After my virtual “breakdown” Saturday night on here and on Twitter over Oscar, I decided to stay away from the internet as much as was possible so that I could get my thoughts [and emotions] together.
Maybe breakdown is a tad bit extreme but my emotions were extremely raw and close to the surface. At that time, I couldn’t handle reading one more heartfelt tweet, email, or comment from people who were willing to offer their support without asking for anything in return.
This morning I got up and read over everything and felt such thankfulness to everyone who listened to me bitch and moan and complain [and cry] over Oscar.
I called to check on Oscar yesterday and though he was doing better, he was still stopping up the catheter and the vet still thought that surgery was the best option. All weekend, Tucker and I had discussed Oscar’s options and we decided that if Oscar didn’t make a miraculous recovery then we would opt for the surgery. If there was a chance that the surgery could save Oscar’s life then we’d go with it and know that the vet would find Oscar a good home.

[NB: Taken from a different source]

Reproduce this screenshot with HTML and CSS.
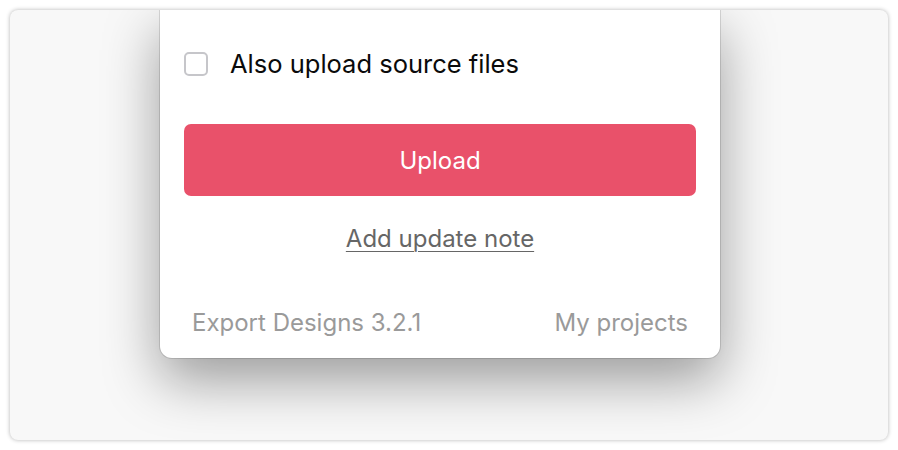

In the past, the vet had said that he would do the surgery and then find Oscar a home. Yesterday, after asking my thoughts on the situation [I told him that we would rather Oscar have surgery, be out of pain and live with someone else than be dead] the vet said that once Oscar had the surgery and was healed then the vet would look for a good home for him. But, he also added that though he wasn’t making any promises that we [meaning he] might be able to “work something out” if we were still interested in having Oscar back once he’s back to good.
So today I have an overwhelming sense of relief.
Relief that my cat isn’t in pain because of bladder sand stopping up his urethra. Relief that we finally made a decision and the “alternate realities” are gone. And mainly, relief that the door isn’t completely shut on us getting Oscar back.
But you know, after worrying over this for…well…since we rushed Oscar to the vet, I can finally admit that if the vet were to find Oscar a new home where he was the only animal and the people could devote their full attention to him then I might be OK with him living with someone else.
I think a lot of my grief this weekend was selfish grief. I wanted MY cat back and I didn’t want to anyone else to have him and on and on. But maybe it would be better for him to live with someone who doesn’t have a two year old and a nine month old to chase after? Maybe it would be better for him to truly be the center of someone’s life?
Maybe some of that is me justifying our decision but I’m not going to worry about all of that right now. For now, I’m just going to bask in the absolute relief that I’m feeling. Oscar’s finally getting what he needed [probably all along] and the rest can wait for another day.